>> Begin

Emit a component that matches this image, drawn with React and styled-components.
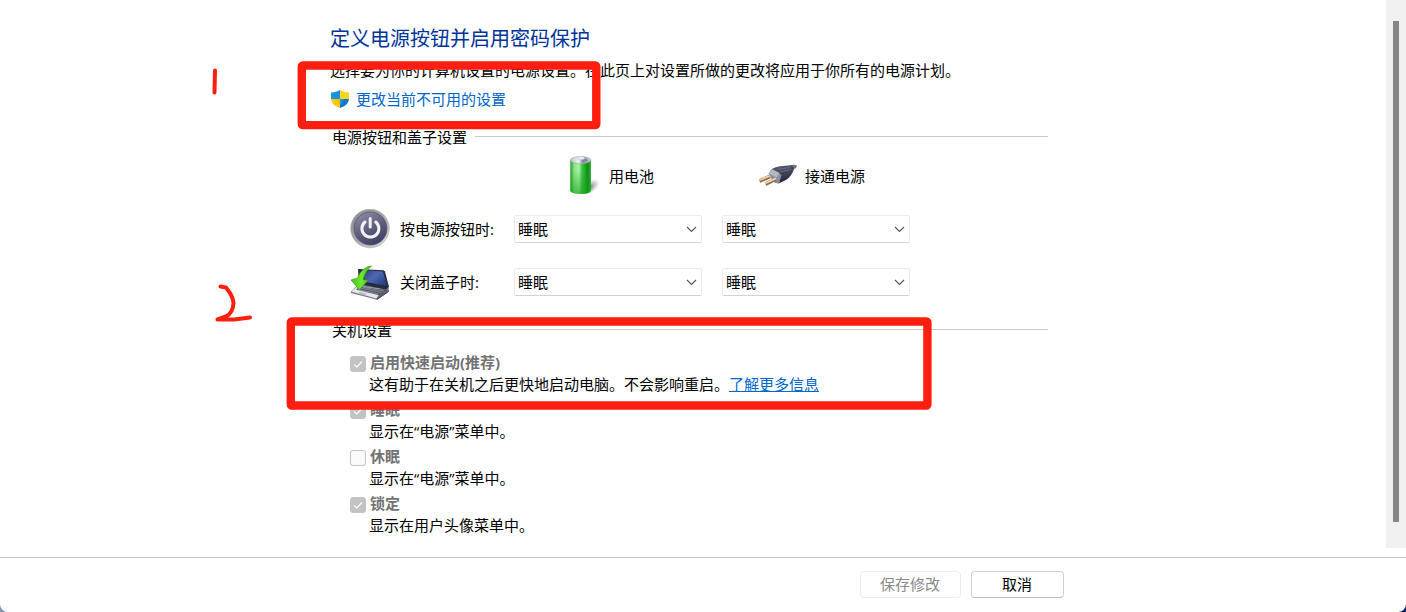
import React, { useId } from "react";
import styled, { createGlobalStyle } from "styled-components";

const GlobalStyle = createGlobalStyle`
  * { box-sizing: border-box; }
  body {
    margin: 0;
    background: linear-gradient(90deg, #8496ab 0 50%, #0b2268 50% 100%);
    color: #000;
    font-family: "Open Sans", "Noto Sans CJK SC", sans-serif;
    font-size: 15px;
    line-height: 20px;
  }
  button, select { font: inherit; }
  h1, h2, p { margin: 0; font-weight: 400; }
`;

const Window = styled.div`
  position: relative;
  display: flex;
  flex-direction: column;
  min-height: 100vh;
  background: #fff;
  border-radius: 0 0 8px 8px;
  overflow: hidden;
`;

const Body = styled.div`
  flex: 1;
  display: flex;
  margin-bottom: 9px;
`;

const Content = styled.main`
  flex: 1;
  padding: 25px 20px 12px 330px;
`;

const Column = styled.div`
  max-width: 718px;
`;

const ScrollTrack = styled.div`
  width: 20px;
  padding: 21px 7px 26px;
  background: #f0f0f0;
  display: flex;
`;

const ScrollThumb = styled.div`
  flex: 1;
  background: #858585;
`;

const Title = styled.h1`
  font-size: 20px;
  line-height: 28px;
  color: #003399;
`;

const Intro = styled.p`
  margin-top: 7px;
  white-space: nowrap;
`;

const AdminLink = styled.a`
  display: flex;
  align-items: center;
  gap: 6px;
  width: max-content;
  margin-top: 9px;
  color: #0066cc;
  text-decoration: none;
`;

const SectionTitle = styled.h2`
  display: flex;
  gap: 8px;
  margin-top: 18px;
  padding-left: 2px;
  font-size: 15px;
  line-height: 20px;

  &::after {
    content: "";
    flex: 1;
    height: 1px;
    margin-top: 9px;
    background: #cacaca;
  }
`;

const PowerGrid = styled.div`
  display: grid;
  grid-template-columns: 144px 188px 188px;
  grid-template-rows: 40px 40px 40px;
  column-gap: 20px;
  row-gap: 13px;
  align-items: center;
  margin-top: 9px;
  padding-left: 20px;
`;

const SourceHeading = styled.div`
  grid-column: ${(p) => p.$column};
  display: flex;
  align-items: center;
  gap: 7px;
  padding-left: ${(p) => p.$indent}px;
`;

const ActionLabel = styled.div`
  display: flex;
  align-items: center;
  gap: 10px;
  white-space: nowrap;
`;

const SelectBox = styled.div`
  display: grid;
  align-items: center;

  & > * { grid-area: 1 / 1; }
  & > svg { justify-self: end; margin-right: 5px; pointer-events: none; }
`;

const Select = styled.select`
  appearance: none;
  width: 100%;
  height: 28px;
  padding: 0 24px 0 3px;
  border: 1px solid #ececec;
  border-bottom-color: #d2d2d2;
  border-radius: 2px;
  background: #fff;
  color: #000;
`;

const OptionList = styled.div`
  display: grid;
  gap: 4px;
  margin-top: 12px;
  padding-left: 20px;
`;

const Option = styled.div`
  display: grid;
  grid-template-columns: 16px 1fr;
  column-gap: 4px;
  row-gap: 1px;
  align-items: center;
  line-height: 21px;
`;

const Checkbox = styled.input`
  appearance: none;
  width: 16px;
  height: 16px;
  margin: 2px 0 0;
  border: 1px solid #c3c3c3;
  border-radius: 3px;
  background: #fafafa;
  grid-area: 1 / 1;

  &:checked { background: #c3c3c3; }
`;

const Tick = styled.svg`
  grid-area: 1 / 1;
  margin-top: 2px;
  pointer-events: none;
`;

const OptionLabel = styled.label`
  grid-area: 1 / 2;
  color: #737373;
  font-weight: 700;
`;

const OptionNote = styled.p`
  grid-column: 2;
  margin-left: -1px;
`;

const TextLink = styled.a`
  color: #0066cc;
  text-decoration: underline;
`;

const Footer = styled.footer`
  display: flex;
  gap: 10px;
  padding: 13px 342px 14px 0;
  justify-content: flex-end;
  border-top: 1px solid #cacaca;
`;

const Button = styled.button`
  width: ${(p) => p.$width}px;
  height: 27px;
  padding: 0 1px 2px 0;
  border: 1px solid #d0d0d0;
  border-bottom-color: #bababa;
  border-radius: 4px;
  background: #fff;
  color: #000;

  &:disabled {
    border-color: #ededed;
    color: #8a8a8a;
  }
`;

const Marks = styled.svg`
  position: absolute;
  top: 0;
  left: 0;
  pointer-events: none;
`;

function ShieldIcon() {
  return (
    <svg width="20" height="20" viewBox="0 0 20 20" aria-hidden="true">
      <path d="M10 1C7.500 2.700 4.500 3.400 1 3.400V10H10Z" fill="#1593dc" />
      <path d="M10 1C12.500 2.700 15.500 3.400 19 3.400V10H10Z" fill="#ffd51c" />
      <path d="M1 10C1.600 14.500 5 17.500 10 19V10Z" fill="#ffc91a" />
      <path d="M19 10C18.400 14.500 15 17.500 10 19V10Z" fill="#0f79c8" />
      <path d="M10 10H14.500L10 17Z" fill="#35a8ea" opacity=".5" />
      <path d="M10 10H5L10 17Z" fill="#f5b400" opacity=".6" />
    </svg>
  );
}

function BatteryIcon() {
  return (
    <svg width="40" height="40" viewBox="0 0 40 40" aria-hidden="true">
      <defs>
        <linearGradient id="cell">
          <stop offset="0" stopColor="#2c9a32" />
          <stop offset=".2" stopColor="#8be68a" />
          <stop offset=".42" stopColor="#a9f2a5" />
          <stop offset=".55" stopColor="#45c748" />
          <stop offset=".85" stopColor="#0b8a12" />
          <stop offset="1" stopColor="#3cb83e" />
        </linearGradient>
        <linearGradient id="cellShade" x2="0" y2="1">
          <stop offset=".3" stopColor="#18a51d" stopOpacity="0" />
          <stop offset="1" stopColor="#18a51d" stopOpacity=".65" />
        </linearGradient>
        <linearGradient id="cap">
          <stop offset="0" stopColor="#b9bcc6" />
          <stop offset=".4" stopColor="#f5f5fa" />
          <stop offset=".6" stopColor="#9295ab" />
          <stop offset="1" stopColor="#d2d4df" />
        </linearGradient>
        <radialGradient id="cellShadow">
          <stop offset="0" stopColor="#555" stopOpacity=".8" />
          <stop offset="1" stopColor="#888" stopOpacity="0" />
        </radialGradient>
      </defs>
      <ellipse cx="28" cy="31" rx="11" ry="6" fill="url(#cellShadow)" transform="rotate(-35 28 31)" />
      <path d="M8.300 4V35Q10 38 18.500 38T29 35V4Z" fill="url(#cell)" />
      <path d="M8.300 4V35Q10 38 18.500 38T29 35V4Z" fill="url(#cellShade)" />
      <ellipse cx="18.600" cy="4" rx="10.300" ry="3.500" fill="url(#cap)" stroke="#a3aaa8" strokeWidth=".6" />
      <path d="M15.500 1Q18.500-.5 22.500 1V3Q18.500 4.500 15.500 3Z" fill="#e9eaf2" stroke="#a6a8b8" strokeWidth=".4" />
      <path d="M19.500 5L24.500 2.300L26.500 4.800L21.500 6.700Z" fill="#777b99" opacity=".7" />
    </svg>
  );
}

function PlugIcon() {
  return (
    <svg width="40" height="40" viewBox="0 0 40 40" aria-hidden="true">
      <defs>
        <linearGradient id="plug" x1=".3" y1="0" x2=".6" y2="1">
          <stop offset="0" stopColor="#5c6075" />
          <stop offset=".5" stopColor="#3f4257" />
          <stop offset="1" stopColor="#202234" />
        </linearGradient>
      </defs>
      <path d="M31 10Q35 8 39 9.500L38 12L33 15Z" fill="#747474" />
      <path d="M13 13.500Q17 10.500 24 10L33 9.200Q36.500 10 36 13Q34 20 28 24L20.500 27.500L17 20Z" fill="url(#plug)" />
      <path d="M10.500 17.500L13.500 13L18.500 15.500L23.500 19L21 27.500L17 27L13 22Z" fill="#8b8fa1" />
      <path d="M10.500 17.500L13.500 13L21.500 17L18.500 21.500Z" fill="#b3b6c5" />
      <path d="M1.500 25L12 20.500" stroke="#8a6040" strokeWidth="3.600" />
      <path d="M1.200 24.300L12 19.800" stroke="#ecd0a2" strokeWidth="1.900" />
      <path d="M7.500 28.200L18 23" stroke="#8a6040" strokeWidth="3.600" />
      <path d="M7.200 27.500L18 22.300" stroke="#f0d5aa" strokeWidth="1.900" />
      <path d="M20 13.500L32 11.500M22 16L33 13.500" stroke="#858aa0" strokeWidth=".7" opacity=".7" />
    </svg>
  );
}

function PowerIcon() {
  return (
    <svg width="40" height="40" viewBox="0 0 40 40" aria-hidden="true">
      <defs>
        <linearGradient id="rim" x2="1" y2="1">
          <stop offset="0" stopColor="#858585" />
          <stop offset=".5" stopColor="#a8a8a8" />
          <stop offset="1" stopColor="#e2e2e2" />
        </linearGradient>
        <linearGradient id="face" x1=".2" y1="0" x2=".7" y2="1">
          <stop offset="0" stopColor="#8b8ba7" />
          <stop offset=".5" stopColor="#60607f" />
          <stop offset="1" stopColor="#3d3d62" />
        </linearGradient>
      </defs>
      <circle cx="20" cy="19.500" r="19.300" fill="url(#rim)" stroke="#aaa" strokeWidth=".6" />
      <circle cx="20.500" cy="19.500" r="16.500" fill="url(#face)" stroke="#555573" strokeWidth=".8" />
      <path d="M15 13A8.500 8.500 0 1 0 25.800 13M20.200 9.500V18" fill="none" stroke="#f3f3f7" strokeWidth="3" strokeLinecap="round" />
    </svg>
  );
}

function LidIcon() {
  return (
    <svg width="40" height="40" viewBox="0 0 40 40" aria-hidden="true">
      <defs>
        <linearGradient id="lid" x1="0" y1="0" x2="1" y2=".8">
          <stop offset="0" stopColor="#2b3c6c" />
          <stop offset=".5" stopColor="#4e68b5" />
          <stop offset="1" stopColor="#263c7c" />
        </linearGradient>
        <linearGradient id="arrow">
          <stop offset="0" stopColor="#45be20" />
          <stop offset=".5" stopColor="#6fe82d" />
          <stop offset="1" stopColor="#3aae1c" />
        </linearGradient>
      </defs>
      <path d="M.800 29.500L9 22L38.700 26V29.500L27 37.800L1 31Z" fill="#777c88" />
      <path d="M1 29.500L8 24L32 27L26.500 36.500Z" fill="#e4e6ec" />
      <path d="M10 24.500L37.500 28L30 33.500L6 27.500Z" fill="#50555f" />
      <path d="M10 26L32 30.500M8 27.500L29 32M13 25.300L34 29" stroke="#a3a8b2" strokeWidth=".6" />
      <path d="M10 30L17 31.800L14 33.300L7.500 31.500Z" fill="#b7bbc6" />
      <path d="M26.500 36.500L38.700 28V30L27 38Z" fill="#4c515e" />
      <path d="M8 7L33.500 8.300L35 9.500L39 25L36 27.500L9 22Z" fill="#262c40" />
      <path d="M12 8L33 9.500L37 24L16 20Z" fill="url(#lid)" />
      <path d="M21.700 4Q12 4.500 7.500 16L1 18L9.300 27.700L18 18.500L13.300 17.500Q15 9 21.700 4Z" fill="url(#arrow)" stroke="#2f9a18" strokeWidth=".6" strokeLinejoin="round" />
    </svg>
  );
}

function ActionSelect({ label }) {
  return (
    <SelectBox>
      <Select aria-label={label} defaultValue="sleep">
        <option value="none">不采取任何操作</option>
        <option value="sleep">睡眠</option>
        <option value="hibernate">休眠</option>
        <option value="off">关机</option>
      </Select>
      <svg width="11" height="7" viewBox="0 0 11 7" aria-hidden="true">
        <path d="M1 1L5.500 5.500L10 1" fill="none" stroke="#555" strokeWidth="1.100" />
      </svg>
    </SelectBox>
  );
}

function ShutdownOption({ label, checked, children }) {
  const id = useId();
  return (
    <Option>
      <Checkbox type="checkbox" id={id} defaultChecked={checked} disabled />
      {checked && (
        <Tick width="16" height="16" viewBox="0 0 16 16" aria-hidden="true">
          <path d="M4 8.300L6.800 11L12 5.500" fill="none" stroke="#fff" strokeWidth="1.100" />
        </Tick>
      )}
      <OptionLabel htmlFor={id}>{label}</OptionLabel>
      <OptionNote>{children}</OptionNote>
    </Option>
  );
}

export default function App() {
  return (
    <>
      <GlobalStyle />
      <Window>
        <Body>
          <Content>
            <Column>
              <Title>定义电源按钮并启用密码保护</Title>
              <Intro>选择要为你的计算机设置的电源设置。在此页上对设置所做的更改将应用于你所有的电源计划。</Intro>
              <AdminLink href="#settings">
                <ShieldIcon />
                更改当前不可用的设置
              </AdminLink>

              <SectionTitle>电源按钮和盖子设置</SectionTitle>
              <PowerGrid id="settings">
                <SourceHeading $column={2} $indent={48}>
                  <BatteryIcon />
                  用电池
                </SourceHeading>
                <SourceHeading $column={3} $indent={36}>
                  <PlugIcon />
                  接通电源
                </SourceHeading>

                <ActionLabel><PowerIcon />按电源按钮时:</ActionLabel>
                <ActionSelect label="按电源按钮时:用电池" />
                <ActionSelect label="按电源按钮时:接通电源" />

                <ActionLabel><LidIcon />关闭盖子时:</ActionLabel>
                <ActionSelect label="关闭盖子时:用电池" />
                <ActionSelect label="关闭盖子时:接通电源" />
              </PowerGrid>

              <SectionTitle>关机设置</SectionTitle>
              <OptionList>
                <ShutdownOption label="启用快速启动(推荐)" checked>
                  这有助于在关机之后更快地启动电脑。不会影响重启。<TextLink href="#more">了解更多信息</TextLink>
                </ShutdownOption>
                <ShutdownOption label="睡眠" checked>显示在“电源”菜单中。</ShutdownOption>
                <ShutdownOption label="休眠">显示在“电源”菜单中。</ShutdownOption>
                <ShutdownOption label="锁定" checked>显示在用户头像菜单中。</ShutdownOption>
              </OptionList>
            </Column>
          </Content>
          <ScrollTrack><ScrollThumb /></ScrollTrack>
        </Body>
        <Footer>
          <Button type="button" $width={101} disabled>保存修改</Button>
          <Button type="button" $width={93}>取消</Button>
        </Footer>

        <Marks width="940" height="420" viewBox="0 0 940 420" fill="none" stroke="#ff1e10" strokeLinecap="round" strokeLinejoin="round" aria-hidden="true">
          <rect x="301.800" y="65.500" width="294.500" height="59.600" rx="1" strokeWidth="8.400" />
          <rect x="290.800" y="321.500" width="636.600" height="84" rx="1" strokeWidth="8.400" />
          <path d="M215 70.500L214.500 92.500" strokeWidth="4" />
          <path d="M220.500 286.500L226 287.500Q233 296 233.500 303Q233 313 226 316.500L217.500 319.500H234L250 317.500" strokeWidth="4" />
        </Marks>
      </Window>
    </>
  );
}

>> End

→ Task requirements:
Reproduce each line holding the word "components".

→ Response to this exercise:
Emit a component that matches this image, drawn with React and styled-components.
import styled, { createGlobalStyle } from "styled-components";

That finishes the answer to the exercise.